Some Financial Aspects of Property and Real Estate Investments


Property or Real Estate investments are not a liquid asset, as they are not easily interchangeable with cash. Hence, identification of the land or property for investment can take a lot of time and energy as the investor first needs to get familiar with the market dynamics. Here is my opinion on some of the financial aspects of real estate which you should be familiar with.
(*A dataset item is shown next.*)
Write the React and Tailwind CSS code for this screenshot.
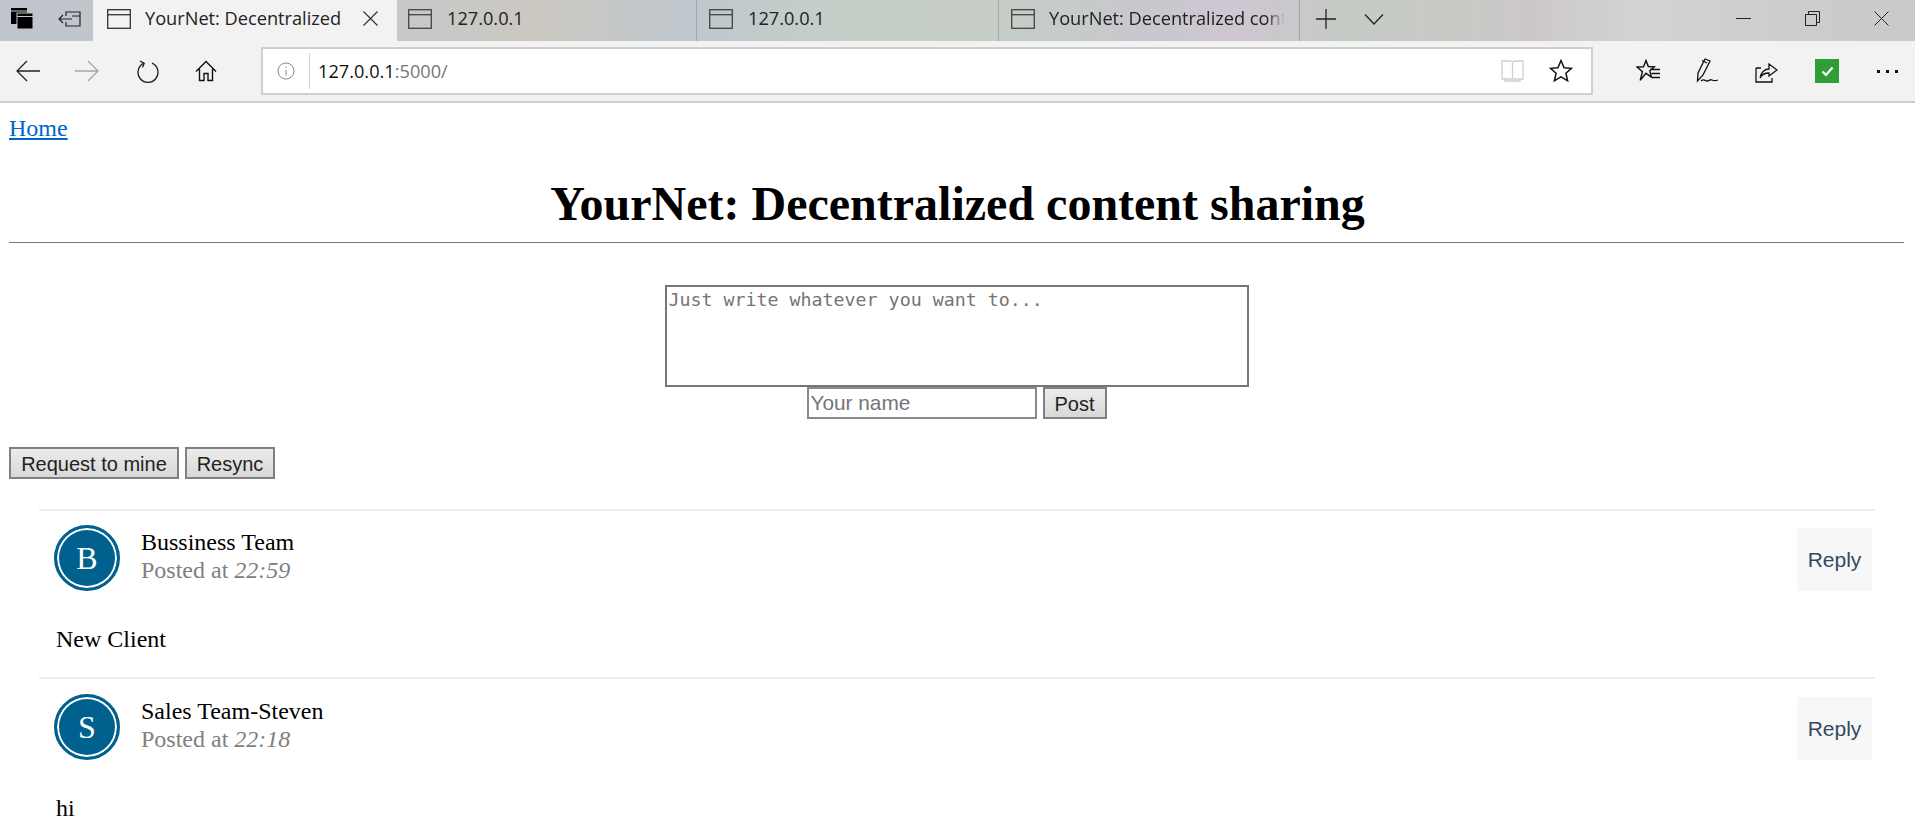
const serif = 'font-["Liberation_Serif",serif]';

function TabIcon({ active }) {
  return (
    <svg width="24" height="20" viewBox="0 0 24 20" fill="none" stroke={active ? '#333' : '#444'} strokeWidth="1.3" className="shrink-0">
      <rect x="0.7" y="0.7" width="22.6" height="18.6" />
      <path d="M0.7 5.7h22.6" />
    </svg>
  );
}

function Tab({ title, width, active, clip, pad, gap }) {
  return (
    <div
      className={
        active
          ? 'flex h-[41px] items-center bg-[#f2f2f2] pb-[4px] shrink-0'
          : 'flex h-[41px] items-center border-r border-[#a3a6a5] pb-[4px] shrink-0'
      }
      style={{ width, paddingLeft: pad }}
    >
      <TabIcon active={active} />
      <span
        className={'overflow-hidden whitespace-nowrap text-[18.2px] text-[#222] ' + (clip ? 'w-[236px] [mask-image:linear-gradient(90deg,#000_92%,transparent)]' : '')}
        style={{ marginLeft: gap }}
      >
        {title}
      </span>
      {active && (
        <svg width="17" height="17" viewBox="0 0 17 17" stroke="#333" strokeWidth="1.2" className="ml-[21px]">
          <path d="M1.5 1.5l14 14M15.5 1.5l-14 14" />
        </svg>
      )}
    </div>
  );
}

function TabBar() {
  return (
    <div className="flex h-[41px] items-center bg-[linear-gradient(90deg,#c0c5cc_0%,#c4c8cc_18%,#ccc8c2_28%,#bfc7cd_36%,#c5cfc8_44%,#c6cdc6_52%,#c8c8ce_60%,#cfc6d2_64%,#c6cbc6_70%,#c8cac6_76%,#cdc8c8_80%,#d2d4d3_86%,#cbccce_94%,#c9cacc_100%)] font-['Open_Sans',sans-serif]">
      <div className="mb-[4px] flex w-[93px] shrink-0 items-center gap-[25px] pl-[11px]">
        <svg width="22" height="21" viewBox="0 0 22 21" fill="#000" className="shrink-0">
          <rect x="0" y="0" width="16" height="16" />
          <rect x="6" y="5" width="16" height="16" stroke="#c4c8cc" />
          <path d="M6 8.5h16M0 3h16" stroke="#c4c8cc" />
        </svg>
        <svg width="23" height="16" viewBox="0 0 23 16" fill="none" stroke="#222" strokeWidth="1.2" className="shrink-0">
          <path d="M8 5V1h14v14H8v-4M1 8h13M5 4L1 8l4 4M14 5h8" />
        </svg>
      </div>
      <Tab title="YourNet: Decentralized" width={304} pad={14} gap={14} active />
      <Tab title="127.0.0.1" width={300} pad={11} gap={15} />
      <Tab title="127.0.0.1" width={302} pad={12} gap={15} />
      <Tab title="YourNet: Decentralized content sharing" width={301} pad={12} gap={14} clip />
      <svg width="20" height="20" viewBox="0 0 20 20" stroke="#222" strokeWidth="1.3" className="mb-[4px] ml-[16px] shrink-0">
        <path d="M10 0v20M0 10h20" />
      </svg>
      <svg width="20" height="12" viewBox="0 0 20 12" fill="none" stroke="#222" strokeWidth="1.3" className="mb-[4px] ml-[28px] shrink-0">
        <path d="M1 1.5l9 9.5 9-9.5" />
      </svg>
      <div className="mb-[4px] ml-auto flex items-center gap-[54px] pr-[26px]">
        <div className="h-px w-[15px] bg-[#222]" />
        <svg width="15" height="15" viewBox="0 0 15 15" fill="none" stroke="#222">
          <path d="M0.5 3.5h11v11H0.5zM3.5 3.5V0.5h11v11h-3" />
        </svg>
        <svg width="15" height="15" viewBox="0 0 15 15" stroke="#222" strokeWidth="1">
          <path d="M0.5 0.5l14 14M14.5 0.5l-14 14" />
        </svg>
      </div>
    </div>
  );
}

function AddressBar() {
  return (
    <div className="flex h-[62px] items-center border-b-2 border-[#cfcfcf] bg-[#f2f2f2] font-['Open_Sans',sans-serif]">
      {/* nav buttons */}
      <div className="flex w-[261px] shrink-0 items-center pl-[16px]">
        <svg width="24" height="22" viewBox="0 0 24 22" fill="none" stroke="#222" strokeWidth="1.3" className="shrink-0">
          <path d="M24 11H1M11 1L1 11l10 10" />
        </svg>
        <svg width="24" height="22" viewBox="0 0 24 22" fill="none" stroke="#a5a5a5" strokeWidth="1.3" className="ml-[35px] shrink-0">
          <path d="M0 11h23M13 1l10 10-10 10" />
        </svg>
        <svg width="22" height="23" viewBox="0 0 22 23" fill="none" stroke="#222" strokeWidth="1.3" className="ml-[38px] shrink-0">
          <path d="M7 3.2a10 10 0 1 0 8 0M3 1.2L7.2 3.2 5.5 7.4" />
        </svg>
        <svg width="22" height="22" viewBox="0 0 22 22" fill="none" stroke="#111" strokeWidth="1.4" className="ml-[36px] shrink-0">
          <path d="M1 11.5L11 1.5l10 10M4.5 9v11.5h4.5V13.500h4v7h4.500V9" />
        </svg>
      </div>
      {/* url box */}
      <div className="flex h-[48px] w-[1332px] shrink-0 items-center border-2 border-[#cfcfcf] bg-white">
        <svg width="18" height="18" viewBox="0 0 18 18" fill="none" stroke="#8a8a8a" className="ml-[14px] shrink-0">
          <circle cx="9" cy="9" r="8" />
          <path d="M9 8v5.5M9 4.5V6" />
        </svg>
        <div className="ml-[14px] h-[36px] w-px bg-[#cfcfcf]" />
        <span className="ml-[8px] mt-[2px] text-[18.2px] text-[#111]">
          127.0.0.1<span className="text-[#767676]">:5000/</span>
        </span>
        <svg width="23" height="22" viewBox="0 0 23 22" fill="none" stroke="#cfcfcf" strokeWidth="1.3" className="ml-auto">
          <path d="M1 1h8.5l2 1 2-1H22v18h-8.5l-2 1.5-2-1.5H1zM11.5 2v17M4 19v2h15v-2" />
        </svg>
        <svg width="24" height="24" viewBox="0 0 24 24" fill="none" stroke="#111" strokeWidth="1.5" className="ml-[25px] mr-[18px]">
          <path d="M12 1.5l3.1 7.2 7.4.6-5.6 4.9 1.7 7.6L12 17.8l-6.6 4 1.7-7.6L1.500 9.300l7.400-.6z" />
        </svg>
      </div>
      {/* toolbar actions */}
      <div className="flex flex-1 items-center pl-[43px]">
        <svg width="24" height="24" viewBox="0 0 24 24" fill="none" stroke="#111" strokeWidth="1.4" className="shrink-0">
          <path d="M10 1.500l2.300 6 6 .3-4.500 4 1.600 6.200-5.400-3.700-5.800 7 2.200-8.600L1 8l6.500-.2zM14 10.500h10M15.500 14.500H24M15.500 18.500H24" />
        </svg>
        <svg width="23" height="26" viewBox="0 0 23 26" fill="none" stroke="#111" strokeWidth="1.300" className="ml-[36px] shrink-0">
          <path d="M9 1L2 15 1.500 23 7 17l7-14zM6 2.500L11 5M5 23c3-3 4 0 6 0s3-2 5-1 3 1 6 0" />
        </svg>
        <svg width="23" height="24" viewBox="0 0 23 24" fill="none" stroke="#111" strokeWidth="1.300" className="ml-[36px] shrink-0">
          <path d="M1 9v14h16v-4M1 9h5M5 19c1-6 5-9 9-9V5l8 6-8 6v-3c-4 0-7 1-9 5z" />
        </svg>
        <div className="ml-[37px] flex h-[24px] w-[24px] shrink-0 items-center justify-center bg-[#2f9e37]">
          <svg width="13" height="11" viewBox="0 0 13 11" fill="none" stroke="#fff" strokeWidth="2.200">
            <path d="M1.500 5.500l3.500 3.500 6.500-7.500" />
          </svg>
        </div>
        <div className="ml-[38px] flex gap-[6px]">
          <div className="h-[3px] w-[3px] bg-[#111]" />
          <div className="h-[3px] w-[3px] bg-[#111]" />
          <div className="h-[3px] w-[3px] bg-[#111]" />
        </div>
      </div>
    </div>
  );
}

function Post({ letter, name, time, body, top }) {
  return (
    <div className="h-[168px] border-t-2 border-[#eee] pl-[15px] pr-[3px]">
      <div className={'flex ' + top}>
        <div className="flex h-[66px] w-[66px] shrink-0 items-center justify-center rounded-full border-[3px] border-[#00618f] bg-[#00618f] text-[32px] text-white shadow-[inset_0_0_0_2px_#fff]">
          {letter}
        </div>
        <div className="ml-[21px] pt-[3px] text-[24px] leading-[28px]">
          <div className="text-black">{name}</div>
          <div className="text-[#808080]">
            Posted at <em>{time}</em>
          </div>
        </div>
        <div className="ml-auto mt-[3px] flex h-[63px] w-[75px] items-center justify-center bg-[#f7f7f7] font-['Liberation_Sans',sans-serif] text-[21px] text-[#34495e]">
          Reply
        </div>
      </div>
      <p className="ml-[2px] mt-[34px] text-[24px] leading-[28px] text-black">{body}</p>
    </div>
  );
}

export default function App() {
  return (
    <div className={'h-[832px] overflow-hidden bg-white ' + serif}>
      <TabBar />
      <AddressBar />
      <div className="pl-[9px] pr-[11px]">
        <a href="#" className="mt-[11px] block w-fit text-[24px] leading-[28px] text-[#0066cc] underline">Home</a>
        <h1 className="mt-[36px] pl-[2px] text-center text-[48px] font-bold leading-[52px] text-black">YourNet: Decentralized content sharing</h1>
        <hr className="mt-[12px] border-t border-[#767676]" />
        <div className="mt-[42px] flex flex-col items-center font-['Liberation_Sans',sans-serif]">
          <textarea
            readOnly
            placeholder="Just write whatever you want to..."
            className="block h-[102px] w-[584px] resize-none border-2 border-[#767676] px-[2px] py-[2px] font-['DejaVu_Sans_Mono',monospace] text-[18.3px] leading-[22px] placeholder:text-[#757575]"
          />
          <div className="flex h-[32px] items-center gap-[6px]">
            <input
              readOnly
              placeholder="Your name"
              className="h-[32px] w-[230px] border-2 border-[#8a8a8a] px-[2px] text-[20.8px] placeholder:text-[#757575]"
            />
            <button className="h-[32px] w-[64px] border-2 border-[#808080] bg-[linear-gradient(#ececec,#d8d8d8)] text-[20px] text-[#222]">Post</button>
          </div>
        </div>
        <div className="mt-[28px] flex gap-[6px] font-['Liberation_Sans',sans-serif] text-[20px] text-[#222]">
          <button className="h-[32px] w-[170px] border-2 border-[#808080] bg-[linear-gradient(#ececec,#d8d8d8)]">Request to mine</button>
          <button className="h-[32px] w-[90px] border-2 border-[#808080] bg-[linear-gradient(#ececec,#d8d8d8)]">Resync</button>
        </div>
        <div className="ml-[30px] mr-[29px] mt-[30px]">
          <Post letter="B" name="Bussiness Team" time="22:59" body="New Client" top="pt-[14px]" />
          <Post letter="S" name="Sales Team-Steven" time="22:18" body="hi" top="pt-[15px]" />
        </div>
      </div>
    </div>
  );
}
  • Pricing or Valuation of Property: Some of the most common appraisal methods for arriving at the right valuation of the property includes price comparison. This can be done through sources like market listing, real estate brokers, public agencies or auctions and similar property sale. You can use cost approach which is a summation of all construction cost less of depreciation and is ideal for new construction, and income approach suitable for property on rentals.
  • Mortgage Loans: Purchasing a property can be very expensive and a buyer often needs a mortgage loan to finance the purchase. The loan offered by banks is generally used to collateralize by the property itself. The Loan to Value (LTV) ratio is an indicator of the risk taken by an investor. Leverage is the term used for the amount paid by the investor against the amount paid by the bank in a mortgage. Most banks consider 20% of the valuation as minimum leverage requirement for a loan. Also choose your type of mortgage loan wisely. There are Fixed rate loans and Adjustable Floating rate loans available – choose whichever suits you the most. You can also negotiate a good deal on interest rates, lower property insurance premiums and waiver of loan processing charges from the financers of the loan. Go through the terms and conditions of the financers in detail as there may be fraudulent elements or harsh fines on default. Many REITs and Pension funds often invest in real estate with zero leverage to minimize their risk.
  • Net Operating Income or NOI: Banks generally charge some interest and loan processing charges on the mortgage, but they are recovered along with the principal amount in form of monthly installments or EMI. These additional costs create a negative cash flow for an investor right from the start of loan. However, investor also gains positive cash flows in the form of rentals received, depreciation of the property, increasing equity and appreciation in property value. Over a period of time as the sources of positive cash flow grow in value, an investor may partially or completely offset the negative cash flow generated due to loan costs. The difference between positive and negative cash flows is called Net Operating Income or NOI. It essentially means rents less of expenses. The higher the NOI the better of the investor will be. There another important financial term called Capitalization rate which is the ratio of NOI to Purchase price. In an ideal scenario, this ratio gives you an idea about how many years an investor will take to recover the costs of his real estate investment.

Real estate investments carry high risk and offer high return as well; hence, I would recommend you to do a careful research. Remember, only proper financial planning can help you reap the best returns.